Still, 3 black bin bags later my room is emptier but my cupboards tidier hee hee

Take care

x

LindyF
27-04-08, 17:05
Pickle what do you mean 'nothing' ?? sounds as though you have had a very productive day to me well done you. xxhugxx:yesyes:

Pickle
27-04-08, 17:55
Well done Jimmirock and I hope you and your friend enjoy your walk later:hugs:

LindyF
27-04-08, 18:09
:yesyes: Oh well done Jimmirock what a success for you xxhugxx

pooh
27-04-08, 19:05
Well done everyone on their achievements so far today!

Today I have........travelled to Edinburgh by motorway ( woo hoo, I HATE motorways), had to give directions too ( driver hadn't driven the road before), and I did it all without popping a propanolol or diazepam, and only 10 seconds of thinking 'OMG I'm gonna Freak' lol

popsy
27-04-08, 19:16
I ironed all the kids uniform, went to the supermarket and contacted a counseller about some CBT.
C xxx

LindyF
27-04-08, 20:30
Pooh and Popsy well done what wonders you have achieved today bells and whistles for you both. xxhugxx:whistles:

LindyF
27-04-08, 20:32
Jimmirock...eating I did not eat for weeks other than sucking polos!!! was hardly anything left of me, thankfully over that now weight back to normal but muscles still not working properly, as you say anxiety brings on side issues, I could not eat because of the dizziness.

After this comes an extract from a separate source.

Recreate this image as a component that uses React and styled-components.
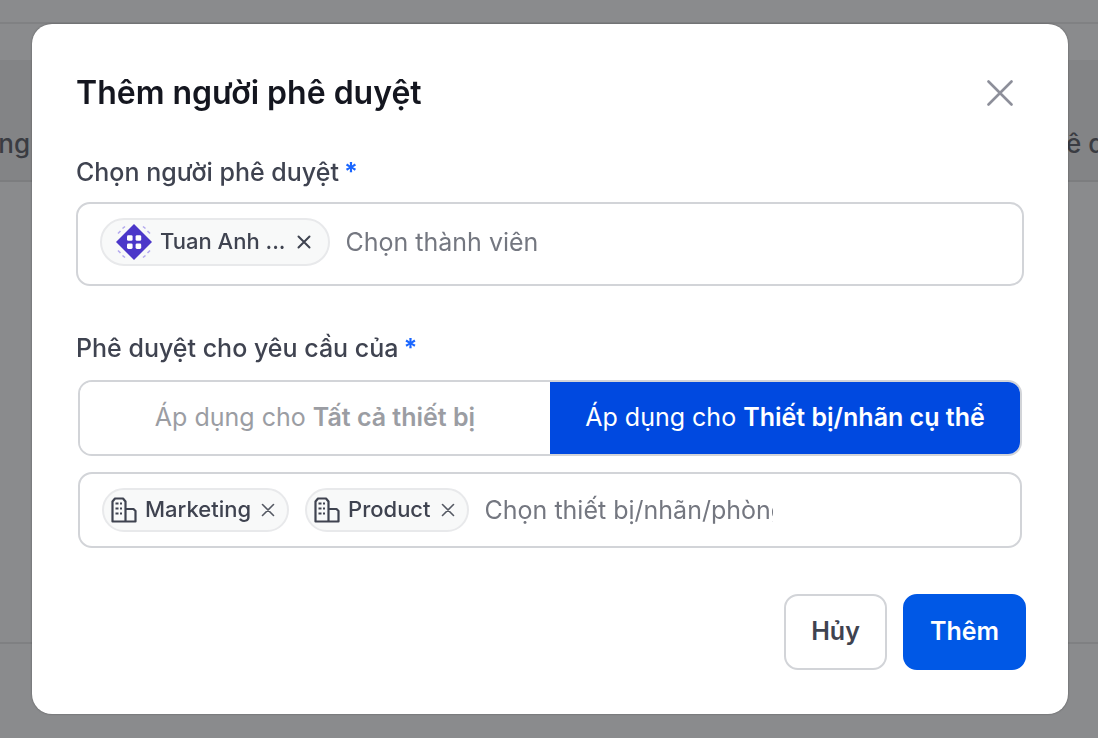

I am going off for tonight now keep up these triumphs everyone and remember don't even think about tomorrow live for the minute you are in xxhugxx:hugs:

celeste
27-04-08, 22:05
Well done everyone on your acheivements today :D

I am a staff nurse . Today i did my first long day (07.30-19-30) in 12 years.
I have always worked the afternoons only as i find my anxiety is much worse in the morning.
A couple of weeks ago i must have had a moment of madness & volunteered to do the shift
Anyway...I was fine & even had a lovely roast lamb dinner & crumble pud! Although I'm now knackered! :)

thevoicewithinme
27-04-08, 22:26
I have just got back home after facing one of my biggest demons....driving! For those that know me, my panic attacks and agrophobia returned nearly 8 weeks ago after being free of them for 12 years. Since their return I struggle everyday taking my three youngest to school, and that in the car is only a two minute trip. Tonight, I asked my boyfriend if he would come in the car with me while I drove around the block, well a big block, 5 mile round trip. Apart from my heart racing to begin with, and a funny sensation in my head, which I put down to the fact I was waiting for a panic attack to happen...I was fine.

We started to head home, then I took a right hand turn and headed to Werrington traffic lights...my biggest demon...the place where my panic attacks returned. As I approached they were green, but...then turned red. My first thought was 'oh no' and my mouth went dry...I sat at the light, yes I was fiddling with my hair and face...but I did it!! Then I told my boyfriend that I wanted to drive on the ring road around the city, as just 4 weeks ago I had a panic attack on there...and guess what?? I did it...no panic nothing! The girl racer in me even came back lol.

Am not saying that I am going to be able to do this everyday, because I know that things don't happen over night...but god I am so pleased with myself right now, as is my boyfriend. I think he was beginning to think that I had given up...but I have proved to him and myself tonight that I haven't. I am on such a high.

Oh I forgot to add, that on the whole I drove for 1 hour and 15 mins.